Coupla random comments:

  • This has no relationship to Satanism, as described in the previous post. Creationism isn't Satanic, it's just dumb.

  • The current euphemism for Creationism is “intelligent design”. This seems to be the basic Deist argument: God wound up the Universe like the ultimate Marvelous Toy, set it running, and then went away. This, unfortunately, does not provide that most fundamental function of any religion, which is how to get people to contribute to the church building fund.

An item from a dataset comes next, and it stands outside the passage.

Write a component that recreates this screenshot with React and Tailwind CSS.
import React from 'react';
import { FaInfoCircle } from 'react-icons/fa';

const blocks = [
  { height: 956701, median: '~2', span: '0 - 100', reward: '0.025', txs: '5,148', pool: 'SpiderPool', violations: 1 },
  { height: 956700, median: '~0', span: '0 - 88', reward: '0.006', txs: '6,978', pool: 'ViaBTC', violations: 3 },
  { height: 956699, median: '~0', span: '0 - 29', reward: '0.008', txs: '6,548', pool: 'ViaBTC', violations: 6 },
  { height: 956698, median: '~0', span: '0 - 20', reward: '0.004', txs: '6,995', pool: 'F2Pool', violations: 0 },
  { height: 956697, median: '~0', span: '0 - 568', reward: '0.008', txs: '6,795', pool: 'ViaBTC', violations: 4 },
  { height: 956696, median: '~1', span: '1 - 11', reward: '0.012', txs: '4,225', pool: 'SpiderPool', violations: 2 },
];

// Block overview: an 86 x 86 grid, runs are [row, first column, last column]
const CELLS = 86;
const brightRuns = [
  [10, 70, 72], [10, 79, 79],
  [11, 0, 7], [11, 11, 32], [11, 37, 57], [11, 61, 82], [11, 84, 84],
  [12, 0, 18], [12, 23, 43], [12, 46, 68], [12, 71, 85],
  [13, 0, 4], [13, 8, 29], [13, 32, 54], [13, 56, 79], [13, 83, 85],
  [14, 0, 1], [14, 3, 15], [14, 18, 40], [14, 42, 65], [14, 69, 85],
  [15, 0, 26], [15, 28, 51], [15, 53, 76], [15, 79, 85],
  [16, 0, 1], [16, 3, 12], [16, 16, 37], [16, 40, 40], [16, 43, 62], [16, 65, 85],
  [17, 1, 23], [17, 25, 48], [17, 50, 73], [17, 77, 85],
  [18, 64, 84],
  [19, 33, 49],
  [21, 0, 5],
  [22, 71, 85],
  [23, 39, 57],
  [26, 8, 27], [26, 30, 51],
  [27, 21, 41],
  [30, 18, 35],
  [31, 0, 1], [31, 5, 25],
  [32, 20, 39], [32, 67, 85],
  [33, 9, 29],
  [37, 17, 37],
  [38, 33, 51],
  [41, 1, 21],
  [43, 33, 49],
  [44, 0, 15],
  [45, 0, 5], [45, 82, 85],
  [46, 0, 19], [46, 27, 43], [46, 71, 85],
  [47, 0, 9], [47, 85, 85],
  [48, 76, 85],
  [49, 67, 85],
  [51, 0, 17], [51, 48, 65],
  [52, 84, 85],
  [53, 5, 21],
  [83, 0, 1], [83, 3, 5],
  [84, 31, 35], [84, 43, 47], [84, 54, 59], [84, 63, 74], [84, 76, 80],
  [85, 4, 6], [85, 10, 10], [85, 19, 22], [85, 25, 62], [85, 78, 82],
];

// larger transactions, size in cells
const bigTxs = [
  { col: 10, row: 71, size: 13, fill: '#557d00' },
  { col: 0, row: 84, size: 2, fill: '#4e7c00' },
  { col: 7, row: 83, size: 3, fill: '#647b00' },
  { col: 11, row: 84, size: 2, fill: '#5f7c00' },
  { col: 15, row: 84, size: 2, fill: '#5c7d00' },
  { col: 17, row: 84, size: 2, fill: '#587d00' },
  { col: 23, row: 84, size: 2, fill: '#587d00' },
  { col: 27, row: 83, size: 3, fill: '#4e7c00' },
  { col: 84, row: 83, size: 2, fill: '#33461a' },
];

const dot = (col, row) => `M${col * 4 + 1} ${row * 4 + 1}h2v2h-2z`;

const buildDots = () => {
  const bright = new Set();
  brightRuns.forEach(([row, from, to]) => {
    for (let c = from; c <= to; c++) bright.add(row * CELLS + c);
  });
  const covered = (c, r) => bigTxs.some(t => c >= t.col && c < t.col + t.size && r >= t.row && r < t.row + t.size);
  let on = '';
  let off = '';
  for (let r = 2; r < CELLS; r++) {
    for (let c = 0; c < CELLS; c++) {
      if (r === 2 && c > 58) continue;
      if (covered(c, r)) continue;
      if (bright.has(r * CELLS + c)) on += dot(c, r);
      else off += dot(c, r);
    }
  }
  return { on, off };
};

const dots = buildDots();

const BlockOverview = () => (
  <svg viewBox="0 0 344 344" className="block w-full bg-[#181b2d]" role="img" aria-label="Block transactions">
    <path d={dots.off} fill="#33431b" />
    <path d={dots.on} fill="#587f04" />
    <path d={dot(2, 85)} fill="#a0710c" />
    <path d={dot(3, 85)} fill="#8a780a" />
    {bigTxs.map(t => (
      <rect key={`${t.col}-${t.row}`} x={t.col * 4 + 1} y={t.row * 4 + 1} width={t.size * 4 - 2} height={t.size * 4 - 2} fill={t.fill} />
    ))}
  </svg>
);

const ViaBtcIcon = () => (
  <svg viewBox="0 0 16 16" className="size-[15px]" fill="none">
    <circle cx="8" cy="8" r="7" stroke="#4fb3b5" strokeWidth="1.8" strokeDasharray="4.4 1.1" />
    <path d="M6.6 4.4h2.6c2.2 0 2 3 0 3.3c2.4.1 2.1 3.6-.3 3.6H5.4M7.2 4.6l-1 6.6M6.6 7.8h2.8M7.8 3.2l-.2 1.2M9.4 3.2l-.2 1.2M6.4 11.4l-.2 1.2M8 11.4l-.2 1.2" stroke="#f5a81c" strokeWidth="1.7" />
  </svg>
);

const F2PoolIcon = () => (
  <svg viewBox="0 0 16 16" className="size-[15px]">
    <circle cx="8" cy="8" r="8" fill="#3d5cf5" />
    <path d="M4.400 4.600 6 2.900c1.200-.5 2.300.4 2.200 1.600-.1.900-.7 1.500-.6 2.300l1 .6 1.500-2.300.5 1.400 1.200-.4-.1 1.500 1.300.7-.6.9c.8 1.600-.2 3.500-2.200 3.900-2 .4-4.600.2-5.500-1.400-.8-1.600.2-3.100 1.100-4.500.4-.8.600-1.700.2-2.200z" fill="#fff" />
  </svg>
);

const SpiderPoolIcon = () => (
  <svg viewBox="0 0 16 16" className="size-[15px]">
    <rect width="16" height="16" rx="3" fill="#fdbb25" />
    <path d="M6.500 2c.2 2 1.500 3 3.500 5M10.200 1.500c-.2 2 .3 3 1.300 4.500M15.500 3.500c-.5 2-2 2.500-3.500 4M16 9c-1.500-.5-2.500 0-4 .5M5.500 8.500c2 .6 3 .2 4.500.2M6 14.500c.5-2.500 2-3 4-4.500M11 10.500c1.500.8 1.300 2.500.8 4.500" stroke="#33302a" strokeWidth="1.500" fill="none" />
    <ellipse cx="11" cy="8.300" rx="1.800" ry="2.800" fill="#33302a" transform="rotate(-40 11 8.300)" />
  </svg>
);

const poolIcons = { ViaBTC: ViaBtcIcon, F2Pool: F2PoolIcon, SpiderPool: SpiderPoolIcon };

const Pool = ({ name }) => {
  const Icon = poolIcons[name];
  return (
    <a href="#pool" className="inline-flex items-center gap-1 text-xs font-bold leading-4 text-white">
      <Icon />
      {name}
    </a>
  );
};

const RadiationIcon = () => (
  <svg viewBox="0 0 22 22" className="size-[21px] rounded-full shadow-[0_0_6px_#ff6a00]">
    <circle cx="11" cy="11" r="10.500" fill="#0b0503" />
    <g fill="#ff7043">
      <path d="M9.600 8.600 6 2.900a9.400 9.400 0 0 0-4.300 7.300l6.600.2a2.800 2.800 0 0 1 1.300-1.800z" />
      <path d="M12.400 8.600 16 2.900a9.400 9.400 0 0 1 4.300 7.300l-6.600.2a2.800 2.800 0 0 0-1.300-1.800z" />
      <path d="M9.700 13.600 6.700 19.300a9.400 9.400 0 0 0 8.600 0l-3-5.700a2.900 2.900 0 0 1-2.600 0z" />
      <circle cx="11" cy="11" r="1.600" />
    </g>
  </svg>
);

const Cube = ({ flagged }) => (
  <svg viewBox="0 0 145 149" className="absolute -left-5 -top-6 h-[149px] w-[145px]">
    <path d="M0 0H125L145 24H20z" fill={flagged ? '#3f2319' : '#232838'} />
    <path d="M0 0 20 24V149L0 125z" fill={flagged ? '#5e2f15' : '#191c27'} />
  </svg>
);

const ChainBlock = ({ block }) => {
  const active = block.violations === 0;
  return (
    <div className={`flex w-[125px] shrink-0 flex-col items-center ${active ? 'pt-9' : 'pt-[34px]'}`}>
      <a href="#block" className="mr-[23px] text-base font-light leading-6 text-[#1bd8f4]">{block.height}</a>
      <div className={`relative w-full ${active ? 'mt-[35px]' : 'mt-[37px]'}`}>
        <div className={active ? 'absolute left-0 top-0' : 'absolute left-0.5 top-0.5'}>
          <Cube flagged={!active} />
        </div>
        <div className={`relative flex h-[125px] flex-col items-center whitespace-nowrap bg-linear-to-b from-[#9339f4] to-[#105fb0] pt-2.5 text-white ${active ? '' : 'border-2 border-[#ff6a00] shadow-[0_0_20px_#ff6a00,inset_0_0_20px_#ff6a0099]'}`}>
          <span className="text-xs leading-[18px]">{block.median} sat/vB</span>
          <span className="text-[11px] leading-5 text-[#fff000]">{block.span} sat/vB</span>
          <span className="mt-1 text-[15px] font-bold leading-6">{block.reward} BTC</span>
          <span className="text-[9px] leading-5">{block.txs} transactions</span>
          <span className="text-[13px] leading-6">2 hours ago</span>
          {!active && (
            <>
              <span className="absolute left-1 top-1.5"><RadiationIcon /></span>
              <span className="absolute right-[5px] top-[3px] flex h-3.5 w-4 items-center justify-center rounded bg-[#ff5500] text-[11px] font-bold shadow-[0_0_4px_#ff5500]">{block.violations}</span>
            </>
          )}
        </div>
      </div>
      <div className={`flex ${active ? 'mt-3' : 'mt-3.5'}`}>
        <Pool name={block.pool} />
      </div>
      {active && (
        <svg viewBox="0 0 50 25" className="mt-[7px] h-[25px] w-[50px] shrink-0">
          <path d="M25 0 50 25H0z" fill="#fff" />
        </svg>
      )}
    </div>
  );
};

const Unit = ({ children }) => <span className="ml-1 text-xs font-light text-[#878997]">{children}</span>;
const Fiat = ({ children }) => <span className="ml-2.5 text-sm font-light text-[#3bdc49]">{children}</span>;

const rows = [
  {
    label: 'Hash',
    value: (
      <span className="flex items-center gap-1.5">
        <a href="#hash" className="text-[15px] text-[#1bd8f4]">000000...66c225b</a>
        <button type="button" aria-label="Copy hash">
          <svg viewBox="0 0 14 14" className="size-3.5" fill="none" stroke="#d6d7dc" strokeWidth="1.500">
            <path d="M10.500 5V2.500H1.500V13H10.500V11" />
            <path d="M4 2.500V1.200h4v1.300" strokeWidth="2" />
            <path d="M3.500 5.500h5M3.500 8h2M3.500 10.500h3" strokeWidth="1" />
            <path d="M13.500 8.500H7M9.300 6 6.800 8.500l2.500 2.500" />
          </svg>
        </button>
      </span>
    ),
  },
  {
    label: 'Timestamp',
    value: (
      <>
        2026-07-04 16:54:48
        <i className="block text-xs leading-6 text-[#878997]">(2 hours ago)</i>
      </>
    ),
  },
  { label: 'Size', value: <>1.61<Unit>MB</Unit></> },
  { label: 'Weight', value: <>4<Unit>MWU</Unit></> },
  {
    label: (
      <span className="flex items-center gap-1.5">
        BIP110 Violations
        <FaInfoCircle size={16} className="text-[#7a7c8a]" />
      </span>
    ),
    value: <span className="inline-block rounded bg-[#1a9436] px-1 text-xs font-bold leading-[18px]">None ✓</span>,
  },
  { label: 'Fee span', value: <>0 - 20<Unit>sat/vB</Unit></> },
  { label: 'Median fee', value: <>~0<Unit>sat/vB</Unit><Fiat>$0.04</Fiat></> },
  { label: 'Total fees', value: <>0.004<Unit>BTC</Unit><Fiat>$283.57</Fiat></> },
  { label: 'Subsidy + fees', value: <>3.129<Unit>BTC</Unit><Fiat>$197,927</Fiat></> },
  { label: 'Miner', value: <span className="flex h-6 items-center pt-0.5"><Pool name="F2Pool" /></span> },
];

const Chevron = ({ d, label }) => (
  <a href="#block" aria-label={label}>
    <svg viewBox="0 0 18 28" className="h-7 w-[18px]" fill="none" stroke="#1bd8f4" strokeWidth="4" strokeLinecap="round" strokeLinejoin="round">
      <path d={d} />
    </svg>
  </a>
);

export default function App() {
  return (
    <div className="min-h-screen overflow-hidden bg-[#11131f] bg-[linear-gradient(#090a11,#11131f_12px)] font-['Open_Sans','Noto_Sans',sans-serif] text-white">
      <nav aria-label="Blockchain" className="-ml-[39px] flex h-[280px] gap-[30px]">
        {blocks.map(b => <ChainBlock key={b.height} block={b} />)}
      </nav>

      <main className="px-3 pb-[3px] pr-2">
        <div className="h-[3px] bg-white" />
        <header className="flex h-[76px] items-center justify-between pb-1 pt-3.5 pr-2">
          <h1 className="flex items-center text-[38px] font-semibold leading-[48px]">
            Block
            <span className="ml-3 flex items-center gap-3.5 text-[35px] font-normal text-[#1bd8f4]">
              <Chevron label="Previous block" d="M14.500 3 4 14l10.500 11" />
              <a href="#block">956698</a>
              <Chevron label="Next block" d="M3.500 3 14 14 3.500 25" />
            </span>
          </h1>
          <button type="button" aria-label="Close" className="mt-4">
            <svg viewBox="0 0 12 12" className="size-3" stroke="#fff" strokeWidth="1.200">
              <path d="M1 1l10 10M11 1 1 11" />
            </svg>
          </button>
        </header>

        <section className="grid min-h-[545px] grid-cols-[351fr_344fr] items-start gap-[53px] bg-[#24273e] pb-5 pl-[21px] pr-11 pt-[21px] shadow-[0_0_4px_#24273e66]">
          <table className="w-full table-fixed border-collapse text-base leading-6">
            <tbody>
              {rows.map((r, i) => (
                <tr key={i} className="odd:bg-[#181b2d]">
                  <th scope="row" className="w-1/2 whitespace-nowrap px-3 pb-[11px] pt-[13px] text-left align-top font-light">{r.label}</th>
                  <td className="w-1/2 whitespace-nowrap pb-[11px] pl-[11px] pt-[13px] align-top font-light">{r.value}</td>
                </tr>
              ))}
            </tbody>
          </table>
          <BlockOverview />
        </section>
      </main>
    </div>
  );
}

  • One of the first things on my road to getting run out of the Southern Baptist Church was a little pamphlet called Roadblocks to Evolution. The Powers that Be handed it out with great pomp and ceremony as the thing that would crush this “evolution” nonsense once and for all; I handed it back with the errors highlighted. They weren't pleased. The arguments weren't just wrong, they were ridiculous.

  • The folks I've met who preach the gospel of Creationism seem less concerned about being related to Koko the gorilla (who seems rather sweet) than they are with being related to other Homo sapiens sapiens whose ancestors left Africa later than theirs did.